Artist publishes 100 drawings from Peru's COVID-19 pandemic
With a pencil and a notebook, Peruvian artist Edilberto Jiménez walks the streets of Lima and cities in the Andes mountains collecting stories and images about the coronavirus health crisis that has devastated Peru
By FRANKLIN BRICEÑO Associated Press
May 20, 2021, 11:37 PM
3 min read
The Associated Press
Edilberto Jimenez poses with one of his drawings at his home in San Juan de Lurigancho, on the outskirts of Lima, Peru, Thursday, May 20, 2021. Jimenez compiled in a book his interpretation of the sufferings that Peruvians have endured during the COVID pandemic that has caused a deepening economic crisis and has killed more than 66,000 people in the Andean country. (AP Photo/Martin Mejia)
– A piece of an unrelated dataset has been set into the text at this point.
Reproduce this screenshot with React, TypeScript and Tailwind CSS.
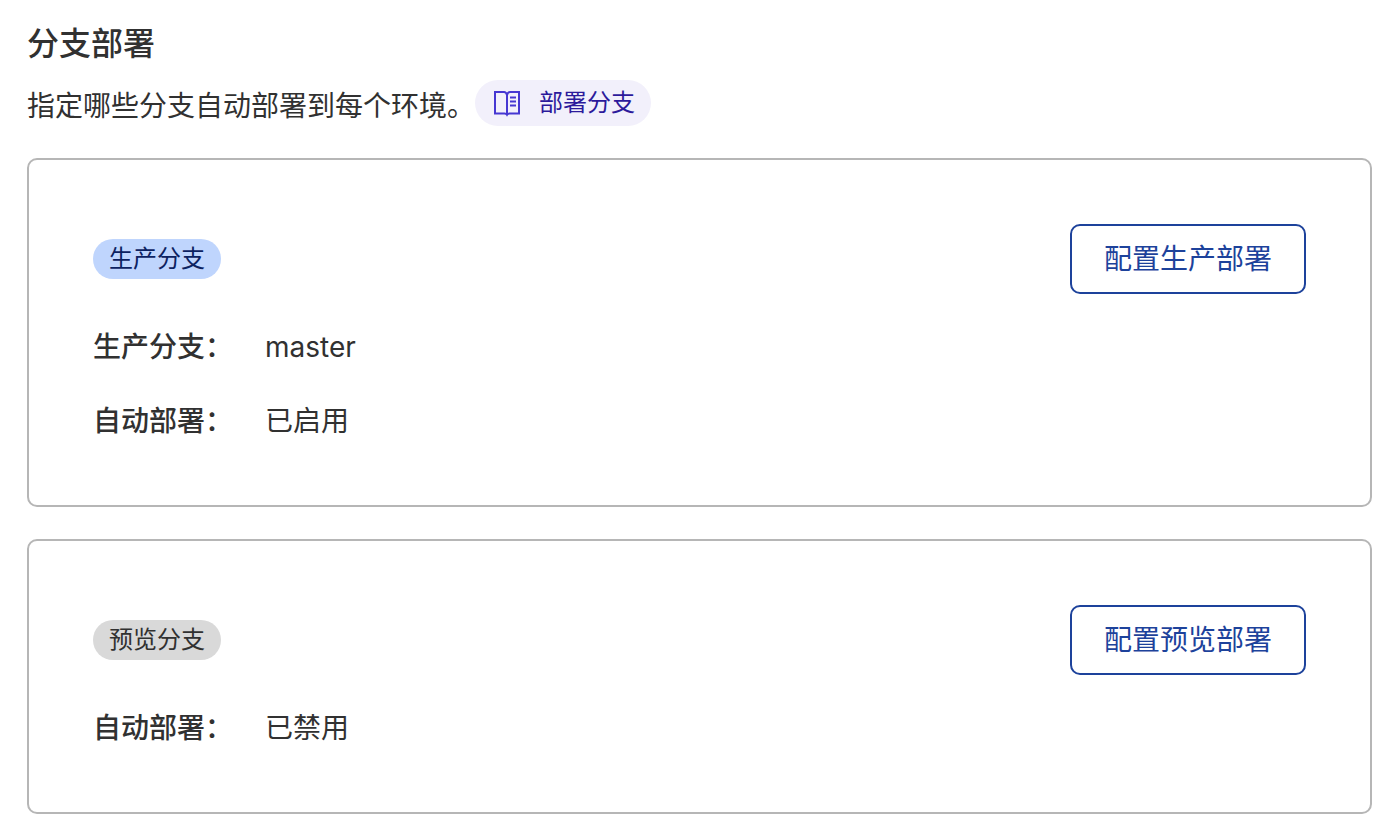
import type { ReactNode } from "react";

type Row = { label: string; value: string };

function BookIcon() {
  return (
    <svg className="h-7 w-7 shrink-0 text-[#4637d2]" viewBox="0 0 28 28" fill="none" stroke="currentColor" strokeWidth="2" aria-hidden="true">
      <path d="M14 6C13.500 4.200 12.500 3 11 3H2V24.500h9.500c1.200 0 2 .4 2.500 1.300.5-.9 1.300-1.300 2.500-1.300H26V3h-9C15.500 3 14.500 4.200 14 6V26" />
      <path d="M17 8.500h6M17 12.500h6M17 16.500h6" />
    </svg>
  );
}

function DeployCard({ badge, action, rows }: { badge: ReactNode; action: string; rows: Row[] }) {
  return (
    <section className="rounded-[10px] border-2 border-[#b6b6b6] px-16 pt-16 pb-[63px]">
      <div className="flex items-center justify-between">
        {badge}
        <button type="button" className="rounded-[10px] border-2 border-[#1d429b] px-8 py-3 text-[28px] leading-[42px] text-[#1d429b]">
          {action}
        </button>
      </div>
      <dl className="mt-8 flex flex-col gap-8">
        {rows.map((row) => (
          <div key={row.label} className="flex text-[28px] leading-[42px]">
            <dt className="w-[172px] font-medium">{row.label}</dt>
            <dd>{row.value}</dd>
          </div>
        ))}
      </dl>
    </section>
  );
}

export default function App() {
  return (
    <main className="min-h-screen bg-white pt-5 pr-7 pl-[27px] font-['Inter','Noto_Sans_CJK_SC',sans-serif] text-[#313131]">
      <h1 className="text-[32px] leading-[48px] font-medium">分支部署</h1>
      <div className="mt-3 flex items-start">
        <p className="text-[28px] leading-[52px]">指定哪些分支自动部署到每个环境。</p>
        <a href="#branches" className="flex h-[46px] items-center gap-[18px] rounded-full bg-[#f2f0fb] pr-4 pl-[18px] text-2xl text-[#2c1a9b]">
          <BookIcon />
          部署分支
        </a>
      </div>
      <div className="mt-[26px] flex flex-col gap-8">
        <DeployCard
          badge={<span className="rounded-full bg-[#bfd5fd] px-4 text-2xl leading-10 text-[#0c2261]">生产分支</span>}
          action="配置生产部署"
          rows={[
            { label: "生产分支：", value: "master" },
            { label: "自动部署：", value: "已启用" },
          ]}
        />
        <DeployCard
          badge={<span className="rounded-full bg-[#d9d9d9] px-4 text-2xl leading-10">预览分支</span>}
          action="配置预览部署"
          rows={[{ label: "自动部署：", value: "已禁用" }]}
        />
      </div>
    </main>
  );
}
LIMA, Peru -- With a pencil and a notebook, artist Edilberto Jiménez walks the streets of Lima and cities in the Andes mountains collecting stories and images about the
coronavirus health crisis that has devastated Peru.
Later, in his workshop, he completes the scenes while reading newspapers or watching television news about the pandemic that has killed tens of thousands of people in his South American homeland.
Its like a war with an invisible enemy, Jiménez says of COVID-19.
Each drawing tells a story that had an impact on me, says the artist, who drew 750 sketches and selected 100 of them for a book called New Coronavirus and Good Government."
His title plays off that of another book New Chronicle and Good Government, a 1615 work by Felipe Guamán Poma de Ayala containing 400 drawings and 1,200 pages recounting the suffering of Indigenous peoples at the hands of the Spaniards.